▼

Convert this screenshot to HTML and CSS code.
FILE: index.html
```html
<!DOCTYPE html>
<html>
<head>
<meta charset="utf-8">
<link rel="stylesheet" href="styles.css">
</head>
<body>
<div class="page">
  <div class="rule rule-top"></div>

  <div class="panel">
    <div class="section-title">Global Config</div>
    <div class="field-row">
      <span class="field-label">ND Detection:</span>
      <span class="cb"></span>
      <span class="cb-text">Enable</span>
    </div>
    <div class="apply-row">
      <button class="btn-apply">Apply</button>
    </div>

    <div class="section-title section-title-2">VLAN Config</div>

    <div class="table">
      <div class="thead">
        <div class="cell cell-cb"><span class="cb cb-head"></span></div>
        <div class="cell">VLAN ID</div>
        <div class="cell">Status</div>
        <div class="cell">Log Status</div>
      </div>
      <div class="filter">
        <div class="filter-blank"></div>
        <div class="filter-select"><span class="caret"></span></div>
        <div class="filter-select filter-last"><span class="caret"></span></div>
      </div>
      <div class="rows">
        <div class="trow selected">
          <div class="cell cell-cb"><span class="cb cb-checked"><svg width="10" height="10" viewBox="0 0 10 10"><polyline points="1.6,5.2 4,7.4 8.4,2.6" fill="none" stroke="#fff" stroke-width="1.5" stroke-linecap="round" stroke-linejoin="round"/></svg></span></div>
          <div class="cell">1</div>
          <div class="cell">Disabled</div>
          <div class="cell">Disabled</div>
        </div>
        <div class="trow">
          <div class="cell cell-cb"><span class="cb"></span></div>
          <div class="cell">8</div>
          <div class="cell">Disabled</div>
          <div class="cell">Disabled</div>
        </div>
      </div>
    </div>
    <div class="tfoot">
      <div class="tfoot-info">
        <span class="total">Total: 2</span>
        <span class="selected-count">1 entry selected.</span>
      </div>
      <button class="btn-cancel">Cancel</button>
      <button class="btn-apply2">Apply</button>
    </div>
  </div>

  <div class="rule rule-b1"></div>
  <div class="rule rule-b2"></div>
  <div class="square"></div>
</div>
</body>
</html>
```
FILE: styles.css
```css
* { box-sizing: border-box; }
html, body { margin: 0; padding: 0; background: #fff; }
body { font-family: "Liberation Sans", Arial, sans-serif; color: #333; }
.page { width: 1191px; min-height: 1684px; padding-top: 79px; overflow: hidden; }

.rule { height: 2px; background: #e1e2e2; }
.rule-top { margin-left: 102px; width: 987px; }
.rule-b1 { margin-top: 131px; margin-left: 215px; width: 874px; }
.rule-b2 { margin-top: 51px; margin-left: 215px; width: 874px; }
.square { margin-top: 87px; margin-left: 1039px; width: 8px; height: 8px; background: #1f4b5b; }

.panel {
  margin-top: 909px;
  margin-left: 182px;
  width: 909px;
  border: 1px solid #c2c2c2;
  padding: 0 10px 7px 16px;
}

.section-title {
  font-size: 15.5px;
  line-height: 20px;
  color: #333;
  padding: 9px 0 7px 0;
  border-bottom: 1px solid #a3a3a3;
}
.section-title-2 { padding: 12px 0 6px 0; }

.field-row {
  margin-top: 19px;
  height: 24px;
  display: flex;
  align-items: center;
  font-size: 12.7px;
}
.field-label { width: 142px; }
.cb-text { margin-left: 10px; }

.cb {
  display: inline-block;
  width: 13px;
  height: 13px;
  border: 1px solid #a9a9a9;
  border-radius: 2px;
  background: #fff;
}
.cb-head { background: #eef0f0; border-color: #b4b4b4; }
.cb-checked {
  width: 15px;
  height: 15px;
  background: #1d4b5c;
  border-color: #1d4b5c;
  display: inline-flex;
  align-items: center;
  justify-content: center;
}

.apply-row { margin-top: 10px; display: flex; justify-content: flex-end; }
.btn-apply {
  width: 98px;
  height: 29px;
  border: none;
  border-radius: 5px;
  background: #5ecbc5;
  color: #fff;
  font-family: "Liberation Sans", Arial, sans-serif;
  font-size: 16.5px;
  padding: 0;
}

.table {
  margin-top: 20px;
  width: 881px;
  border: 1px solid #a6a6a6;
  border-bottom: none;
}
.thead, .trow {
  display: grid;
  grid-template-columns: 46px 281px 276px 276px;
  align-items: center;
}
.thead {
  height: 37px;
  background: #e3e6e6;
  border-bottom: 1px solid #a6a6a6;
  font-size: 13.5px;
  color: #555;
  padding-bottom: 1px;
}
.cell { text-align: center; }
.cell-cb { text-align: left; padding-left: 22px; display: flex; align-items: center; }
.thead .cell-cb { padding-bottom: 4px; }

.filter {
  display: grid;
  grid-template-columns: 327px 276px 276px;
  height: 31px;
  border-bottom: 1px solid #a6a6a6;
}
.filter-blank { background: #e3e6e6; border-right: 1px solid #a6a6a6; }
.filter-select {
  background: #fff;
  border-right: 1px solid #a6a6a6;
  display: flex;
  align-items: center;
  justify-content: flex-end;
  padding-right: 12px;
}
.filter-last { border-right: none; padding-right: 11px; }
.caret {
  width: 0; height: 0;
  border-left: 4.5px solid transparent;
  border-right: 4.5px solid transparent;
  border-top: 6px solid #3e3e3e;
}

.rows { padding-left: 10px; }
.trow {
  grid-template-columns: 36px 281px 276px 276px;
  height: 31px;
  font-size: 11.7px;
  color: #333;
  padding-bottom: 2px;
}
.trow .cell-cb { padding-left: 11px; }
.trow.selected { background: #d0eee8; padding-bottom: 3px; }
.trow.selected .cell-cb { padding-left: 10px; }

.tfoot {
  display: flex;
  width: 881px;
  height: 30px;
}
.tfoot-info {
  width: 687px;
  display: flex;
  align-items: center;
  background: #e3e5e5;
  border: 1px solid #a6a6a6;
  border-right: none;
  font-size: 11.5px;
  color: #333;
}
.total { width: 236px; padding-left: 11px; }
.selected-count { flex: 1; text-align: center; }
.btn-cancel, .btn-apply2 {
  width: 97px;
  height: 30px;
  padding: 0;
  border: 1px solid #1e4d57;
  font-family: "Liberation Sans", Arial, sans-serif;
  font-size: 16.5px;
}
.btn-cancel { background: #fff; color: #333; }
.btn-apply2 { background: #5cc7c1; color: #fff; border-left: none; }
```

▲

What is needed: Repeat the material above in full, quoting it exactly.

Answer to the problem:
Convert this screenshot to HTML and CSS code.
FILE: index.html
```html
<!DOCTYPE html>
<html>
<head>
<meta charset="utf-8">
<link rel="stylesheet" href="styles.css">
</head>
<body>
<div class="page">
  <div class="rule rule-top"></div>

  <div class="panel">
    <div class="section-title">Global Config</div>
    <div class="field-row">
      <span class="field-label">ND Detection:</span>
      <span class="cb"></span>
      <span class="cb-text">Enable</span>
    </div>
    <div class="apply-row">
      <button class="btn-apply">Apply</button>
    </div>

    <div class="section-title section-title-2">VLAN Config</div>

    <div class="table">
      <div class="thead">
        <div class="cell cell-cb"><span class="cb cb-head"></span></div>
        <div class="cell">VLAN ID</div>
        <div class="cell">Status</div>
        <div class="cell">Log Status</div>
      </div>
      <div class="filter">
        <div class="filter-blank"></div>
        <div class="filter-select"><span class="caret"></span></div>
        <div class="filter-select filter-last"><span class="caret"></span></div>
      </div>
      <div class="rows">
        <div class="trow selected">
          <div class="cell cell-cb"><span class="cb cb-checked"><svg width="10" height="10" viewBox="0 0 10 10"><polyline points="1.6,5.2 4,7.4 8.4,2.6" fill="none" stroke="#fff" stroke-width="1.5" stroke-linecap="round" stroke-linejoin="round"/></svg></span></div>
          <div class="cell">1</div>
          <div class="cell">Disabled</div>
          <div class="cell">Disabled</div>
        </div>
        <div class="trow">
          <div class="cell cell-cb"><span class="cb"></span></div>
          <div class="cell">8</div>
          <div class="cell">Disabled</div>
          <div class="cell">Disabled</div>
        </div>
      </div>
    </div>
    <div class="tfoot">
      <div class="tfoot-info">
        <span class="total">Total: 2</span>
        <span class="selected-count">1 entry selected.</span>
      </div>
      <button class="btn-cancel">Cancel</button>
      <button class="btn-apply2">Apply</button>
    </div>
  </div>

  <div class="rule rule-b1"></div>
  <div class="rule rule-b2"></div>
  <div class="square"></div>
</div>
</body>
</html>
```
FILE: styles.css
```css
* { box-sizing: border-box; }
html, body { margin: 0; padding: 0; background: #fff; }
body { font-family: "Liberation Sans", Arial, sans-serif; color: #333; }
.page { width: 1191px; min-height: 1684px; padding-top: 79px; overflow: hidden; }

.rule { height: 2px; background: #e1e2e2; }
.rule-top { margin-left: 102px; width: 987px; }
.rule-b1 { margin-top: 131px; margin-left: 215px; width: 874px; }
.rule-b2 { margin-top: 51px; margin-left: 215px; width: 874px; }
.square { margin-top: 87px; margin-left: 1039px; width: 8px; height: 8px; background: #1f4b5b; }

.panel {
  margin-top: 909px;
  margin-left: 182px;
  width: 909px;
  border: 1px solid #c2c2c2;
  padding: 0 10px 7px 16px;
}

.section-title {
  font-size: 15.5px;
  line-height: 20px;
  color: #333;
  padding: 9px 0 7px 0;
  border-bottom: 1px solid #a3a3a3;
}
.section-title-2 { padding: 12px 0 6px 0; }

.field-row {
  margin-top: 19px;
  height: 24px;
  display: flex;
  align-items: center;
  font-size: 12.7px;
}
.field-label { width: 142px; }
.cb-text { margin-left: 10px; }

.cb {
  display: inline-block;
  width: 13px;
  height: 13px;
  border: 1px solid #a9a9a9;
  border-radius: 2px;
  background: #fff;
}
.cb-head { background: #eef0f0; border-color: #b4b4b4; }
.cb-checked {
  width: 15px;
  height: 15px;
  background: #1d4b5c;
  border-color: #1d4b5c;
  display: inline-flex;
  align-items: center;
  justify-content: center;
}

.apply-row { margin-top: 10px; display: flex; justify-content: flex-end; }
.btn-apply {
  width: 98px;
  height: 29px;
  border: none;
  border-radius: 5px;
  background: #5ecbc5;
  color: #fff;
  font-family: "Liberation Sans", Arial, sans-serif;
  font-size: 16.5px;
  padding: 0;
}

.table {
  margin-top: 20px;
  width: 881px;
  border: 1px solid #a6a6a6;
  border-bottom: none;
}
.thead, .trow {
  display: grid;
  grid-template-columns: 46px 281px 276px 276px;
  align-items: center;
}
.thead {
  height: 37px;
  background: #e3e6e6;
  border-bottom: 1px solid #a6a6a6;
  font-size: 13.5px;
  color: #555;
  padding-bottom: 1px;
}
.cell { text-align: center; }
.cell-cb { text-align: left; padding-left: 22px; display: flex; align-items: center; }
.thead .cell-cb { padding-bottom: 4px; }

.filter {
  display: grid;
  grid-template-columns: 327px 276px 276px;
  height: 31px;
  border-bottom: 1px solid #a6a6a6;
}
.filter-blank { background: #e3e6e6; border-right: 1px solid #a6a6a6; }
.filter-select {
  background: #fff;
  border-right: 1px solid #a6a6a6;
  display: flex;
  align-items: center;
  justify-content: flex-end;
  padding-right: 12px;
}
.filter-last { border-right: none; padding-right: 11px; }
.caret {
  width: 0; height: 0;
  border-left: 4.5px solid transparent;
  border-right: 4.5px solid transparent;
  border-top: 6px solid #3e3e3e;
}

.rows { padding-left: 10px; }
.trow {
  grid-template-columns: 36px 281px 276px 276px;
  height: 31px;
  font-size: 11.7px;
  color: #333;
  padding-bottom: 2px;
}
.trow .cell-cb { padding-left: 11px; }
.trow.selected { background: #d0eee8; padding-bottom: 3px; }
.trow.selected .cell-cb { padding-left: 10px; }

.tfoot {
  display: flex;
  width: 881px;
  height: 30px;
}
.tfoot-info {
  width: 687px;
  display: flex;
  align-items: center;
  background: #e3e5e5;
  border: 1px solid #a6a6a6;
  border-right: none;
  font-size: 11.5px;
  color: #333;
}
.total { width: 236px; padding-left: 11px; }
.selected-count { flex: 1; text-align: center; }
.btn-cancel, .btn-apply2 {
  width: 97px;
  height: 30px;
  padding: 0;
  border: 1px solid #1e4d57;
  font-family: "Liberation Sans", Arial, sans-serif;
  font-size: 16.5px;
}
.btn-cancel { background: #fff; color: #333; }
.btn-apply2 { background: #5cc7c1; color: #fff; border-left: none; }
```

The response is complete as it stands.